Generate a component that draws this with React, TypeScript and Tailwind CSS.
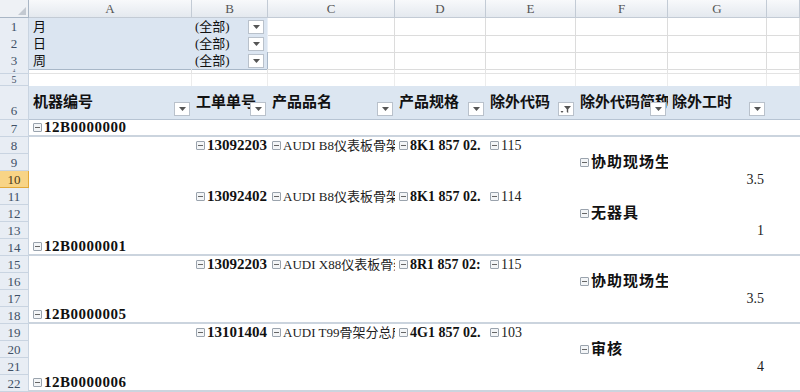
import React from 'react'

const grid = 'grid grid-cols-[29px_163px_76px_127px_91px_90px_92px_99px_33px]'

type Cell = { t: string; b?: boolean; m?: boolean; r?: boolean; s?: string }

const MinusBox = () => (
  <span className="inline-flex h-[9px] w-[9px] shrink-0 items-center justify-center rounded-[1px] border border-[#9aa3ad] bg-[#f3f5f7]">
    <span className="h-px w-[5px] bg-[#666]" />
  </span>
)

const DropButton = ({ filter }: { filter?: boolean }) => (
  <span className="flex h-[14px] w-[16px] items-center justify-center border border-[#b9c1cb] bg-white">
    {filter ? (
      <svg width="12" height="9" viewBox="0 0 12 9">
        <path d="M4 1h7L8.2 4.3V8L6.8 7V4.3z" fill="#555" />
        <path d="M0.5 6h3L2 8z" fill="#555" />
      </svg>
    ) : (
      <svg width="7" height="4" viewBox="0 0 7 4">
        <path d="M0 0h7L3.5 4z" fill="#555" />
      </svg>
    )}
  </span>
)

const RowNum = ({ n, active, end }: { n: string; active?: boolean; end?: boolean }) => (
  <div
    className={
      active
        ? 'flex items-center justify-center overflow-hidden border-b border-r border-[#e2a93a] bg-[#f8d486] text-[13px] leading-[13px] text-[#4a3a1a]'
        : end
        ? 'flex items-end justify-center overflow-hidden border-b border-r border-[#c9d4e1] bg-[#e8edf4] pb-[2px] text-[13px] leading-[13px] text-[#3f5066]'
        : 'flex items-center justify-center overflow-hidden border-b border-r border-[#c9d4e1] bg-[#e8edf4] text-[13px] leading-[13px] text-[#3f5066]'
    }
  >
    {n}
  </div>
)

const data: { n: string; sep?: boolean; cells: (Cell | null)[] }[] = [
  { n: '7', sep: true, cells: [{ t: '12B0000000', b: true, m: true, s: 'a' }] },
  {
    n: '8',
    cells: [
      null,
      { t: '13092203', b: true, m: true },
      { t: 'AUDI B8仪表板骨架', m: true, s: 'c' },
      { t: '8K1 857 02.', b: true, m: true, s: 'd' },
      { t: '115', m: true },
    ],
  },
  { n: '9', cells: [null, null, null, null, null, { t: '协助现场生产', b: true, m: true, s: 'f' }] },
  { n: '10', cells: [null, null, null, null, null, null, { t: '3.5', r: true }] },
  {
    n: '11',
    cells: [
      null,
      { t: '13092402', b: true, m: true },
      { t: 'AUDI B8仪表板骨架', m: true, s: 'c' },
      { t: '8K1 857 02.', b: true, m: true, s: 'd' },
      { t: '114', m: true },
    ],
  },
  { n: '12', cells: [null, null, null, null, null, { t: '无器具', b: true, m: true, s: 'f' }] },
  { n: '13', cells: [null, null, null, null, null, null, { t: '1', r: true }] },
  { n: '14', sep: true, cells: [{ t: '12B0000001', b: true, m: true, s: 'a' }] },
  {
    n: '15',
    cells: [
      null,
      { t: '13092203', b: true, m: true },
      { t: 'AUDI X88仪表板骨架', m: true, s: 'c' },
      { t: '8R1 857 02:', b: true, m: true, s: 'd' },
      { t: '115', m: true },
    ],
  },
  { n: '16', cells: [null, null, null, null, null, { t: '协助现场生产', b: true, m: true, s: 'f' }] },
  { n: '17', cells: [null, null, null, null, null, null, { t: '3.5', r: true }] },
  { n: '18', sep: true, cells: [{ t: '12B0000005', b: true, m: true, s: 'a' }] },
  {
    n: '19',
    cells: [
      null,
      { t: '13101404', b: true, m: true },
      { t: 'AUDI T99骨架分总成', m: true, s: 'c' },
      { t: '4G1 857 02.', b: true, m: true, s: 'd' },
      { t: '103', m: true },
    ],
  },
  { n: '20', cells: [null, null, null, null, null, { t: '审核', b: true, m: true, s: 'f' }] },
  { n: '21', cells: [null, null, null, null, null, null, { t: '4', r: true }] },
  { n: '22', sep: true, cells: [{ t: '12B0000006', b: true, m: true, s: 'a' }] },
]

const textClass = (c: Cell) => {
  if (c.s === 'a') return 'text-[15px] font-bold tracking-[0.5px] text-[#111]'
  if (c.s === 'c') return 'text-[13px] text-[#222]'
  if (c.s === 'd') return 'text-[14px] font-bold text-[#111]'
  if (c.s === 'f') return 'text-[15px] font-bold tracking-[1px] text-[#111]'
  if (c.b) return 'text-[15px] font-bold text-[#111]'
  return 'text-[14px] text-[#222]'
}

const headers = ['机器编号', '工单单号', '产品品名', '产品规格', '除外代码', '除外代码简称', '除外工时']

export default function App() {
  return (
    <div className="h-[392px] w-[800px] overflow-hidden bg-white font-['Liberation_Serif','Noto_Sans_CJK_SC',serif] leading-[17px] text-[#111]">
      {/* column letters */}
      <div className={`${grid} h-[18px]`}>
        <div className="flex items-end justify-end border-b border-r border-[#a9b6c5] bg-[#eef1f5] p-[2px]">
          <svg width="8" height="8" viewBox="0 0 8 8">
            <path d="M8 0v8H0z" fill="#c3c9d1" />
          </svg>
        </div>
        {['A', 'B', 'C', 'D', 'E', 'F', 'G', ''].map((l, i) => (
          <div
            key={i}
            className="flex items-center justify-center border-b border-r border-[#c3cbd5] bg-linear-to-b from-[#f8f9fb] to-[#e4e9ef] text-[13px] text-[#555]"
          >
            {l}
          </div>
        ))}
      </div>

      {/* page filters */}
      {[
        ['1', '月'],
        ['2', '日'],
        ['3', '周'],
      ].map(([n, label]) => (
        <div key={n} className={`${grid} h-[17px]`}>
          <RowNum n={n} />
          <div
            className={
              n === '3'
                ? 'flex items-center border-b border-[#a8b7c8] bg-[#dbe5f1] pl-[4px] text-[13px] text-[#111]'
                : 'flex items-center border-b border-[#e9eff7] bg-[#dbe5f1] pl-[4px] text-[13px] text-[#111]'
            }
          >
            {label}
          </div>
          <div
            className={
              n === '3'
                ? 'flex items-center justify-between border-b border-r border-[#a8b7c8] bg-[#dbe5f1] pl-[3px] pr-[3px] text-[13px] text-[#111]'
                : 'flex items-center justify-between border-b border-r border-[#e9eff7] bg-[#dbe5f1] pl-[3px] pr-[3px] text-[13px] text-[#111]'
            }
          >
            <span>(全部)</span>
            <DropButton />
          </div>
          {[0, 1, 2, 3, 4, 5].map((i) => (
            <div key={i} className="border-b border-r border-[#dcdcdc]" />
          ))}
        </div>
      ))}

      {/* rows 4 and 5, squeezed */}
      <div className={`${grid} h-[5px]`}>
        <div className="flex items-center justify-center overflow-hidden border-b border-r border-[#c9d4e1] bg-[#e8edf4] text-[5px] leading-[4px] text-[#3f5066]">
          4
        </div>
        {[0, 1, 2, 3, 4, 5, 6, 7].map((i) => (
          <div key={i} className="border-b border-r border-[#e3e3e3]" />
        ))}
      </div>
      <div className={`${grid} h-[12px]`}>
        <div className="flex items-center justify-center overflow-hidden border-b border-r border-[#c9d4e1] bg-[#e8edf4] text-[10px] leading-[10px] text-[#3f5066]">
          5
        </div>
        {[0, 1, 2, 3, 4, 5, 6, 7].map((i) => (
          <div key={i} className="border-r border-[#ececec]" />
        ))}
      </div>

      {/* pivot header row */}
      <div className={`${grid} h-[34px]`}>
        <RowNum n="6" end />
        {headers.map((h, i) => (
          <div
            key={h}
            className="relative overflow-hidden whitespace-nowrap border-b border-[#b7c4d3] bg-[#dce6f1] pl-[4px] pt-[8px] text-[15px] font-bold text-[#111]"
          >
            {h}
            <span className="absolute bottom-[3px] right-[2px]">
              <DropButton filter={i === 4} />
            </span>
          </div>
        ))}
        <div className="border-b border-[#b7c4d3] bg-[#dce6f1]" />
      </div>

      {/* pivot body */}
      {data.map((row) => (
        <div key={row.n} className={`${grid} h-[17px]`}>
          <RowNum n={row.n} active={row.n === '10'} />
          {[0, 1, 2, 3, 4, 5, 6, 7].map((i) => {
            const c = row.cells[i]
            return (
              <div
                key={i}
                className={
                  row.sep
                    ? 'flex items-center overflow-hidden whitespace-nowrap border-b-2 border-[#cbd4de] pl-[4px]'
                    : c && c.r
                    ? 'flex items-center justify-end overflow-hidden whitespace-nowrap pr-[3px]'
                    : 'flex items-center overflow-hidden whitespace-nowrap pl-[4px]'
                }
              >
                {c && (
                  <span className={`flex items-center gap-[2px] ${textClass(c)}`}>
                    {c.m && <MinusBox />}
                    <span className="whitespace-pre">{c.t}</span>
                  </span>
                )}
              </div>
            )
          })}
        </div>
      ))}
    </div>
  )
}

● ● ●

WHAT NEEDS TO BE DONE: Exactly as written, please give again the lines from the beginning of the listing through the line containing "string; b?: boolean;", inclusive, without any pictures.

THE RESPONSE:
Generate a component that draws this with React, TypeScript and Tailwind CSS.
import React from 'react'

const grid = 'grid grid-cols-[29px_163px_76px_127px_91px_90px_92px_99px_33px]'

type Cell = { t: string; b?: boolean; m?: boolean; r?: boolean; s?: string }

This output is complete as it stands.